** START OF Provided information **

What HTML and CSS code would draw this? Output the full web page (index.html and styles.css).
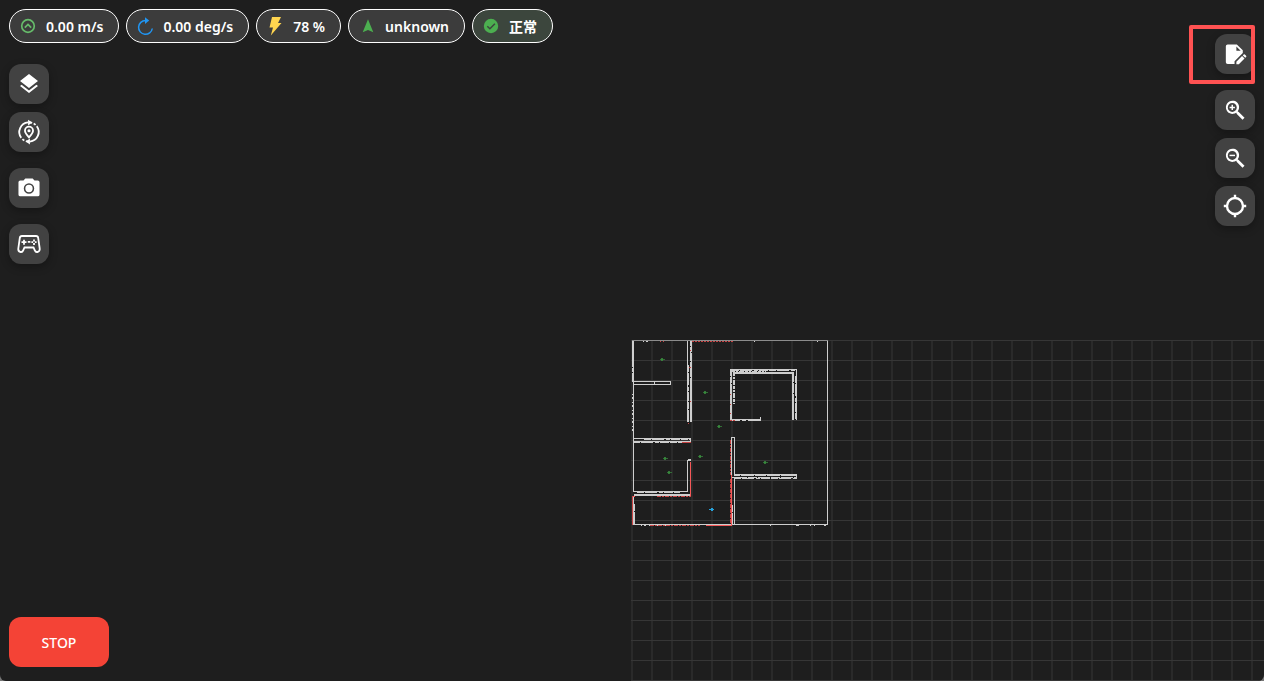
FILE: index.html
```
<!DOCTYPE html>
<html lang="zh">
<head>
<meta charset="utf-8">
<title>Robot map</title>
<link rel="stylesheet" href="styles.css">
</head>
<body>
<main class="stage">
  <svg class="map" aria-label="Map" role="img">
    <defs>
      <pattern id="grid" width="20" height="20" patternUnits="userSpaceOnUse">
        <path fill="#2a2a2a" d="M0 0h2v20h-2z"/>
        <path fill="#363636" d="M0 0h20v1h-20z"/>
      </pattern>
      <g id="pt"><path d="M-2 0h5v1h-5z" opacity=".7"/><path d="M-1-1h2v3h-2z" opacity=".8"/></g>
    </defs>
    <rect width="100%" height="100%" fill="url(#grid)"/>
    <g transform="translate(-631 -340)" shape-rendering="crispEdges" fill="none">
      <path stroke="#8c8c8c" d="M632 340.500H828"/>
      <g stroke="#cecece">
        <path d="M827.500 341V525M633 524.500H828M633.500 382V492M633 381.500H671M633 384.500H671M670.500 381V385M654.500 382V384M687.500 341V422M760.500 417V420M796.500 370V420M792.500 374V420M633 438.500H691M690.500 438V442M633 491.500H688M687.500 460V492M633.500 497V525M731.500 437V478M734.500 437V475M731 437.500H735M734.500 478V524M796.500 474V479M731 477.500H735M730 369.500H797M633 441.500H690"/>
        <path stroke-width="2" d="M633 341V382M691 341V422M731 370V420M793 373V420M733 373H794M731 420H761M688 460H691M634 495H691M734 475H797"/>
        <path stroke-dasharray="7 1 12 2 4 1 9 1" d="M688.500 365V422M732 370.500H796M795.500 376V419M644 439.500H690M633 442.500H690M656 494.500H690M734 478.500H797M634.500 504V524M732.500 505V524M637 492.500H680"/>
        <path stroke-dasharray="12 1 9 1" d="M735 477.500H797"/>
        <path stroke-dasharray="3 1 2 1 5 1" d="M733.500 373V404M734.500 373V404M732 371.500H766"/>
        <path stroke-dasharray="1 2 2 3" d="M632.500 394V434M641 525.500H672M643 341.500H650"/>
        <path d="M754 341.500h1M817 341.500h1M770 525.500h1M796 525.500h3M810 525.500h1M814 525.500h1M824 525.500h2"/>
      </g>
      <path stroke="#1e1e1e" d="M690 346.500h1M691 352.500h1M690 361.500h1M690 377.500h1M730 376.500h1M731 383.500h1M740 420.500h2M746 420.500h2M793 382.500h1M793 393.500h1M632 367.500h1M632 372.500h1M740 475.500h1M754 475.500h1M766 475.500h1M780 475.500h1"/>
      <g stroke="#c94545">
        <path stroke-dasharray="2 1" d="M692 341.500H734"/>
        <path d="M660 341.500h1M663 341.500h1M690 350.500h1M689 367.500h2M690 401.500h1M688 423.500h1M730 394.500h1M730 404.500h1M730 413.500h1M730 420.500h2M733 420.500h2M682 442.500h9M632.500 496V525"/>
        <path stroke-dasharray="4 1 2 1" d="M730.500 440V475M657 496.500H691M650 525.500H700"/>
      </g>
      <path stroke="#f55858" d="M690.500 462V496M731.500 475V525M706 525.500H732M633 496.500h2"/>
      <path stroke="#c94545" stroke-dasharray="4 1" d="M730.500 479V524"/>
      <g fill="#398f3e">
        <use href="#pt" x="662" y="359"/><use href="#pt" x="705" y="392"/><use href="#pt" x="719" y="426"/><use href="#pt" x="665" y="458"/><use href="#pt" x="669" y="472"/><use href="#pt" x="700" y="456"/><use href="#pt" x="765" y="462"/>
      </g>
      <path fill="#27a3dc" d="M709 509h2v-1h2v1h1v1h-1v1h-2v-1h-2z"/>
    </g>
  </svg>

  <div class="overlay">
    <div class="left">
      <div class="status">
        <div class="pill"><svg viewBox="0 0 16 16" fill="none" stroke="#66bb6a" stroke-width="1.700"><circle cx="8" cy="8" r="6.300"/><path d="M4.800 9.600 8 6.500l3.200 3.100"/></svg><span>0.00 m/s</span></div>
        <div class="pill"><svg viewBox="0 0 16 16"><path d="M8.500 2.500A6.900 6.900 0 1 0 15.300 10.500" fill="none" stroke="#2196f3" stroke-width="1.500"/><path d="M8-.800 12.200 2.600 8 6z" fill="#2196f3"/></svg><span>0.00 deg/s</span></div>
        <div class="pill"><svg viewBox="0 0 16 16"><path d="M5-1h9l-3 6h3.500L3.800 17.500 6 9.500H2.500z" fill="#ffd54f"/></svg><span>78 %</span></div>
        <div class="pill"><svg viewBox="0 0 16 16"><path d="M9 1.200 14.300 14.300 9 12 3.700 14.300z" fill="#4caf50"/></svg><span>unknown</span></div>
        <div class="pill pill-ok"><svg viewBox="0 0 16 16"><circle cx="8" cy="8" r="7.200" fill="#4caf50"/><path d="m4.300 8.200 2.600 2.600 5-5" fill="none" stroke="#3c463d" stroke-width="1.500"/></svg><span>正常</span></div>
      </div>
      <nav class="tools">
        <button class="tool tool-large" aria-label="Layers"><svg viewBox="0 0 24 24"><path d="M11.990 18.540 4.620 12.810 3 14.070l9 7 9-7-1.630-1.270zM12 16l7.360-5.730L21 9l-9-7-9 7 1.630 1.270z"/></svg></button>
        <button class="tool" aria-label="Relocate"><svg viewBox="0 0 24 24" fill="none" stroke="#fff" stroke-width="2"><path d="M11 1.500A10.500 10.500 0 0 0 3.500 18.200M13 22.500A10.500 10.500 0 0 0 20.500 5.800"/><path d="M13 1.500A10.500 10.500 0 0 1 20.500 5.800M11 22.500A10.500 10.500 0 0 1 3.500 18.200" stroke-dasharray="2.500 1.800"/><path d="m11-1.500 4.500 3.200-4.500 3.300zM13 25.500l-4.500-3.200 4.500-3.300z" fill="#fff" stroke="none"/><path d="M12 17.800c-2.700-3-4.400-4.900-4.400-7.200a4.400 4.400 0 0 1 8.800 0c0 2.300-1.700 4.200-4.400 7.200z"/><circle cx="12" cy="10.600" r="1.700" fill="#fff" stroke="none"/></svg></button>
        <button class="tool tool-group" aria-label="Camera"><svg viewBox="0 0 24 24"><path fill-rule="evenodd" d="M8 1.500h8l2 2.300h3.500a2 2 0 0 1 2 2V19a2 2 0 0 1-2 2h-19a2 2 0 0 1-2-2V5.800a2 2 0 0 1 2-2H6zM12 6.800a5.700 5.700 0 1 0 0 11.400 5.700 5.700 0 0 0 0-11.400zm0 1.700a4 4 0 1 1 0 8 4 4 0 0 1 0-8z"/></svg></button>
        <button class="tool tool-large tool-group" aria-label="Gamepad"><svg viewBox="0 0 24 24" fill="none" stroke="#fff" stroke-width="1.800"><path d="M5 4h14a2.300 2.300 0 0 1 2.200 2l1.500 10.500c.5 3.700-3.800 4.600-4.900 1.900L16.500 15.500h-9L6.200 18.400C5.100 21.100.8 20.200 1.300 16.500L2.800 6A2.300 2.300 0 0 1 5 4z"/><path d="M4.500 10.200h5M7 7.700v5M10.800 9.800h2.600"/><path d="M17 7.600v1.800M17 11.100v1.800M14.400 10.200h1.700M17.900 10.200h1.700"/></svg></button>
      </nav>
      <button class="stop">STOP</button>
    </div>
    <nav class="right">
      <div class="edit"><button class="tool" aria-label="Edit map"><svg viewBox="0 0 24 24"><path fill-rule="evenodd" d="M4 1.500h10l6.500 6.500v3L11.500 19.800V23H4a2 2 0 0 1-2-2V3.500a2 2 0 0 1 2-2zm9.500 2.300v4.700h4.700z"/><path d="m13.500 20.500 6.200-6.200 2.700 2.700-6.200 6.200h-2.700zM20.500 13.500l.9-.9a1 1 0 0 1 1.400 0l1.300 1.300a1 1 0 0 1 0 1.400l-.9.900z"/></svg></button></div>
      <button class="tool" aria-label="Zoom in"><svg viewBox="0 0 24 24"><path fill-rule="evenodd" d="m15.800 13.900 6.600 6.500-2.200 2.200-6.500-6.600v-.7l-.4-.3A7.200 7.200 0 1 1 15 13.400l.3.500zM9 4.300a4.900 4.900 0 1 0 0 9.800 4.900 4.900 0 0 0 0-9.800z"/><path d="M8.200 6.300h1.600v2.100h2.100V10H9.800v2.100H8.200V10H6.100V8.400h2.100z"/></svg></button>
      <button class="tool" aria-label="Zoom out"><svg viewBox="0 0 24 24"><path fill-rule="evenodd" d="m15.800 13.900 6.600 6.500-2.200 2.200-6.500-6.600v-.7l-.4-.3A7.200 7.200 0 1 1 15 13.400l.3.500zM9 4.300a4.900 4.900 0 1 0 0 9.800 4.900 4.900 0 0 0 0-9.800z"/><path d="M6 8.400h6V10H6z"/></svg></button>
      <button class="tool tool-large" aria-label="Center"><svg viewBox="0 0 24 24" fill="none" stroke="#fff" stroke-width="2.400"><circle cx="12" cy="12" r="8"/><path d="M12 .800v3.500M12 19.700v3.500M.800 12h3.500M19.700 12h3.500"/></svg></button>
    </nav>
  </div>
</main>
</body>
</html>
```
FILE: styles.css
```
* { box-sizing: border-box; }

body {
  margin: 0;
  background: #777;
  font-family: "Noto Sans", "Noto Sans CJK SC", sans-serif;
  font-size: 14px;
  color: #fff;
}

.stage {
  position: relative;
  min-height: 100vh;
  display: flex;
  overflow: hidden;
  background: #1e1e1e;
  border-radius: 0 0 6px 6px;
}

.map {
  position: absolute;
  left: calc(50% - 1px);
  top: 340px;
  width: calc(50% + 1px);
  height: calc(100% - 340px);
}

.overlay {
  position: relative;
  flex: 1;
  display: flex;
  justify-content: space-between;
  padding: 9px 9px 14px;
}

.left {
  display: flex;
  flex-direction: column;
  align-items: flex-start;
}

.status {
  display: flex;
  flex-wrap: wrap;
  gap: 7px;
}

.pill {
  display: flex;
  align-items: center;
  gap: 10px;
  height: 34px;
  padding: 0 15px 0 10px;
  border: 1px solid #fff;
  border-radius: 17px;
  background: #3c3c3c;
  font-weight: 600;
  white-space: nowrap;
}

.pill-ok {
  background: #3c463d;
  font-family: "Noto Sans CJK SC", sans-serif;
  font-weight: 700;
}

.pill svg {
  width: 16px;
  height: 16px;
  overflow: visible;
}

.tools {
  display: flex;
  flex-direction: column;
  gap: 8px;
  margin-top: 21px;
}

.tool {
  display: grid;
  place-items: center;
  width: 40px;
  height: 40px;
  padding: 0;
  border: 0;
  border-radius: 12px;
  background: #424242;
  box-shadow: 0 3px 8px rgba(0, 0, 0, 0.3);
}

.tool svg {
  width: 22px;
  height: 22px;
  fill: #fff;
  overflow: visible;
}

.tool-large svg {
  width: 24px;
  height: 24px;
}

.tool svg[fill="none"] { fill: none; }

.tool-group { margin-top: 8px; }

.stop {
  width: 100px;
  height: 50px;
  margin-top: auto;
  padding: 0;
  border: 0;
  border-radius: 12px;
  background: #f44336;
  color: #fff;
  font: 500 14px "Noto Sans", sans-serif;
}

.right {
  display: flex;
  flex-direction: column;
  align-items: flex-end;
  gap: 8px;
  padding-top: 16px;
}

.edit {
  position: relative;
  display: flex;
  justify-content: flex-end;
  width: 66px;
  height: 59px;
  margin-bottom: -2px;
  padding-top: 9px;
}

.edit::after {
  content: "";
  position: absolute;
  inset: 0;
  border: 4px solid #ff5252;
  border-radius: 2px;
  pointer-events: none;
}
```
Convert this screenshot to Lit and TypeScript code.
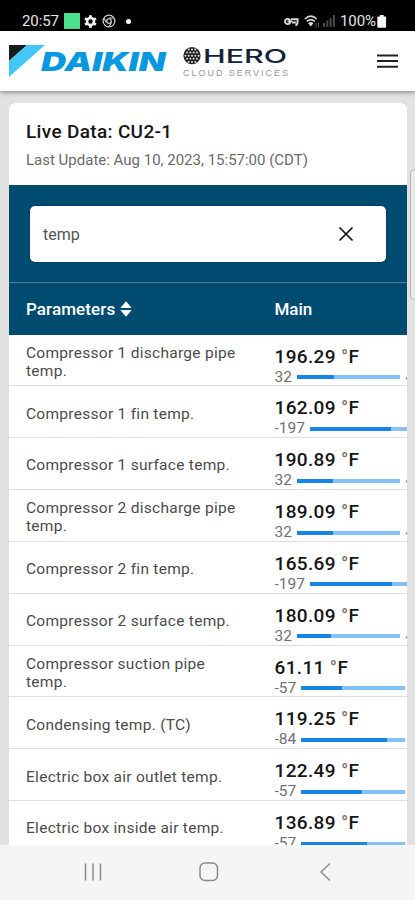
import { LitElement, html, css, svg, nothing } from "lit";
import { customElement, property } from "lit/decorators.js";

interface Reading {
  name: string;
  value: string;
  min: string;
  fill: number;
  max?: string;
}

const READINGS: Reading[] = [
  { name: "Compressor 1 discharge pipe temp.", value: "196.29", min: "32", fill: 36, max: "493" },
  { name: "Compressor 1 fin temp.", value: "162.09", min: "-197", fill: 78.5 },
  { name: "Compressor 1 surface temp.", value: "190.89", min: "32", fill: 35, max: "493" },
  { name: "Compressor 2 discharge pipe temp.", value: "189.09", min: "32", fill: 34.5, max: "493" },
  { name: "Compressor 2 fin temp.", value: "165.69", min: "-197", fill: 79.5 },
  { name: "Compressor 2 surface temp.", value: "180.09", min: "32", fill: 32.5, max: "493" },
  { name: "Compressor suction pipe temp.", value: "61.11", min: "-57", fill: 39 },
  { name: "Condensing temp. (TC)", value: "119.25", min: "-84", fill: 82.5 },
  { name: "Electric box air outlet temp.", value: "122.49", min: "-57", fill: 59 },
  { name: "Electric box inside air temp.", value: "136.89", min: "-57", fill: 64 },
];

@customElement("phone-status")
export class PhoneStatus extends LitElement {
  static styles = css`
    :host {
      display: flex;
      box-sizing: border-box;
      height: 31px;
      flex: none;
      background: #000;
      color: #e6e6e6;
      font: 400 15px/18px Roboto, sans-serif;
      padding: 12px 28.5px 0 22px;
      justify-content: space-between;
    }
    .side { display: flex; height: 18px; align-items: center; }
    .clock { width: 42px; letter-spacing: -0.1px; white-space: nowrap; }
    .app { width: 15.5px; height: 15.5px; background: #4be08c; }
    svg { display: block; }
    .gear { margin-left: 4px; }
    .chrome { margin-left: 5px; }
    .dot { width: 5px; height: 5px; border-radius: 50%; background: #fff; margin-left: 10.5px; }
    .wifi { margin-left: 5px; }
    .signal { margin-left: 3px; }
    .charge { margin-left: 5px; width: 35.5px; letter-spacing: -0.1px; }
    .battery { margin-left: 1.5px; }
  `;
  render() {
    return html`
      <div class="side">
        <span class="clock">20:57</span>
        <span class="app"></span>
        <svg class="gear" width="13" height="13" viewBox="-6.5 -6.5 13 13">
          <circle r="3.5" fill="none" stroke="#f4f4f4" stroke-width="2.6" />
          ${[0, 60, 120, 180, 240, 300].map(
            (a) => svg`<rect x="-1.4" y="-6.3" width="2.8" height="2.6" fill="#f4f4f4" transform="rotate(${a})" />`
          )}
        </svg>
        <svg class="chrome" width="14" height="14" viewBox="-7 -7 14 14" fill="none" stroke="#d0d0d0">
          <circle r="5.9" stroke-width="1.2" />
          <circle r="2.3" stroke-width="1.3" />
          <path d="M0-3H5M-2.6 1.5-5-3M2.6 1.5 0 5.5" stroke-width="1.1" />
        </svg>
        <span class="dot"></span>
      </div>
      <div class="side">
        <svg width="15" height="12" viewBox="0 0 15 12" fill="none" stroke="#d8d8d8">
          <circle cx="3.6" cy="6.5" r="2.6" stroke-width="1.8" />
          <path d="M3.5 6.5h4.5" stroke-width="2" />
          <path d="M7 4.2h6.6v2.6q0 3.2-2.2 3.4M8 7.6h4" stroke-width="2" />
        </svg>
        <svg class="wifi" width="16" height="13" viewBox="0 0 16 13" fill="none" stroke="#d4d4d4">
          <path d="M.8 4Q6.8-1.6 12.8 4M2.8 6.4Q6.8 2.8 10.8 6.4" stroke-width="1.6" />
          <path d="M4.2 8.2Q6.8 5.8 9.4 8.2L6.8 11.5Z" fill="#ddd" stroke="none" />
          <path d="M12 7.5v5M14.5 7.5v5" stroke="#555" />
        </svg>
        <svg class="signal" width="12" height="12" viewBox="0 0 12 12" fill="#4a4a4a">
          <path d="M0 8h2v4H0zM3.3 5.5h2V12h-2zM6.6 3h2v9h-2zM9.9 0h2v12h-2z" />
        </svg>
        <span class="charge">100%</span>
        <svg class="battery" width="9.5" height="13" viewBox="0 0 9.5 13" fill="#f7f7f7">
          <rect x="2.9" y="0" width="3.8" height="3" />
          <rect x="0.3" y="1.5" width="8.8" height="11.3" rx="1" />
        </svg>
      </div>
    `;
  }
}

@customElement("brand-bar")
export class BrandBar extends LitElement {
  static styles = css`
    :host {
      display: flex;
      box-sizing: border-box;
      height: 60px;
      flex: none;
      background: #fff;
      box-shadow: 0 1px 5px rgba(0, 0, 0, 0.45);
      position: relative;
      z-index: 1;
      justify-content: space-between;
      padding: 0 17px 0 0;
    }
    svg { display: block; }
    .daikin { font: italic 900 26px Inter, sans-serif; }
    .hero { font: 500 18.5px Inter, sans-serif; }
    .cloud { font: 9px "Liberation Sans", sans-serif; }
    .menu { margin-top: 22px; }
  `;
  render() {
    const panels: [number, number][] = [];
    for (let r = -2; r <= 2; r++)
      for (let c = -2; c <= 2; c++) {
        const x = c * 3.3 + (r % 2 ? 1.65 : 0);
        if (Math.hypot(x, r * 3.1) < 7.6) panels.push([x, r * 3.1]);
      }
    return html`
      <svg width="300" height="60" viewBox="0 31 300 60">
        <path d="M9 45H27L9 61Z" fill="#191b1d" />
        <path d="M27 45H45L9 77V61Z" fill="#44c7f4" />
        <text class="daikin" x="41" y="70.7" textLength="124.5" lengthAdjust="spacingAndGlyphs" fill="#0798df">DAIKIN</text>
        <g transform="translate(192 55.7)">
          <circle r="8.6" fill="#1e2226" />
          ${panels.map(([x, y]) => svg`<circle cx=${x} cy=${y} r="1" fill="#dfe0e2" />`)}
        </g>
        <text class="hero" x="203" y="62.6" textLength="84" lengthAdjust="spacingAndGlyphs" fill="#13223a">HERO</text>
        <text class="cloud" x="183" y="75.5" textLength="105" fill="#97979c">CLOUD SERVICES</text>
      </svg>
      <svg class="menu" width="21" height="16" viewBox="0 0 21 16" stroke="#222" stroke-width="2">
        <path d="M0 2.5H21M0 8H21M0 13.8H21" />
      </svg>
    `;
  }
}

@customElement("reading-row")
export class ReadingRow extends LitElement {
  @property({ attribute: false }) reading!: Reading;
  static styles = css`
    :host {
      display: grid;
      grid-template-columns: 265.5px 1fr;
      box-sizing: border-box;
      height: 51.85px;
      flex: none;
      border-bottom: 1.5px solid #dedede;
      overflow: hidden;
    }
    .name {
      align-self: center;
      padding: 4px 28px 0 17px;
      color: #4b4b4b;
      font-size: 15.5px;
      line-height: 18.3px;
      letter-spacing: 0.28px;
    }
    .data { overflow: hidden; padding-top: 11px; }
    .value { font-weight: 500; font-size: 19px; line-height: 22px; letter-spacing: 0.35px; color: #161616; white-space: nowrap; }
    .unit { color: #777; }
    .range { display: flex; align-items: center; gap: 5px; font-size: 15.5px; line-height: 19px; color: #707070; white-space: nowrap; }
    .track { flex: none; width: 103.5px; height: 4px; background: #84c1f7; }
    .fill { height: 100%; background: #1686e6; }
  `;
  render() {
    const r = this.reading;
    return html`
      <div class="name">${r.name}</div>
      <div class="data">
        <div class="value">${r.value} <span class="unit">°</span>F</div>
        <div class="range">
          <span>${r.min}</span>
          <div class="track"><div class="fill" style="width:${r.fill}%"></div></div>
          ${r.max ? html`<span>${r.max}</span>` : nothing}
        </div>
      </div>
    `;
  }
}

@customElement("app-root")
export class AppRoot extends LitElement {
  static styles = css`
    :host {
      display: flex;
      flex-direction: column;
      height: 900px;
      overflow: hidden;
      background: #e2e2e2;
      font-family: Roboto, sans-serif;
      position: relative;
    }
    .page { flex: 1; min-height: 0; overflow: hidden; padding: 12px 8px 0 9px; }
    .card { background: #fff; border-radius: 7px 7px 0 0; overflow: hidden; display: flex; flex-direction: column; }
    .heading { height: 82px; box-sizing: border-box; padding: 17px 17px 0; flex: none; }
    .title { font-weight: 500; font-size: 19px; line-height: 24px; letter-spacing: 0.33px; color: #151515; }
    .updated { margin-top: 7px; font-size: 15px; line-height: 18px; color: #6a6a6a; }
    .search { background: #004c70; padding: 21px 21px; height: 98px; box-sizing: border-box; border-bottom: 1px solid #4d7b98; flex: none; }
    .field {
      height: 56px; box-sizing: border-box; background: #fff; border-radius: 5px;
      box-shadow: 0 0 2px #002455;
      display: flex; align-items: center; justify-content: space-between;
      padding: 0 32px 0 13px; font-size: 16px; color: #555;
    }
    .columns { height: 51.5px; flex: none; background: #004c70; color: #fff; display: grid; grid-template-columns: 265.5px 1fr; align-items: center; font-weight: 500; font-size: 17px; }
    .sortable { padding-left: 17px; display: flex; align-items: center; gap: 5px; letter-spacing: 0.1px; }
    .scroll { position: absolute; left: 410px; top: 169px; width: 12px; height: 131px; box-sizing: border-box; border: 1px solid #b5b5b5; border-radius: 5px; background: #ececec; }
    .nav { height: 55px; flex: none; background: #f5f5f5; }
    svg { display: block; }
  `;
  render() {
    return html`
      <phone-status></phone-status>
      <brand-bar></brand-bar>
      <main class="page">
        <section class="card">
          <div class="heading">
            <div class="title">Live Data: CU2-1</div>
            <div class="updated">Last Update: Aug 10, 2023, 15:57:00 (CDT)</div>
          </div>
          <div class="search">
            <div class="field">
              <span>temp</span>
              <svg width="16" height="16" viewBox="0 0 16 16" stroke="#111" stroke-width="1.7"><path d="M1.5 1.5l13 13M14.5 1.5l-13 13" /></svg>
            </div>
          </div>
          <div class="columns">
            <div class="sortable">
              Parameters
              <svg width="12" height="16" viewBox="0 0 12 16" fill="#fff"><path d="M6 .3 11.7 6.9H.3ZM6 15.7 11.7 9.1H.3Z" /></svg>
            </div>
            <div>Main</div>
          </div>
          ${READINGS.map((r) => html`<reading-row .reading=${r}></reading-row>`)}
        </section>
      </main>
      <div class="scroll"></div>
      <nav class="nav">
        <svg width="415" height="55" viewBox="0 0 415 55" fill="none" stroke="#8b8b8b" stroke-width="1.5">
          <path d="M85.5 18.5v17M93 18.5v17M100.5 18.5v17" />
          <rect x="200" y="18" width="17.5" height="17.5" rx="5" />
          <path d="M330 18.5 321 27l9 8.5" />
        </svg>
      </nav>
    `;
  }
}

** END OF Provided information **

### Task objective
Every line of the records that includes the word "index" should be gathered.

### Full response
What HTML and CSS code would draw this? Output the full web page (index.html and styles.css).
FILE: index.html
      z-index: 1;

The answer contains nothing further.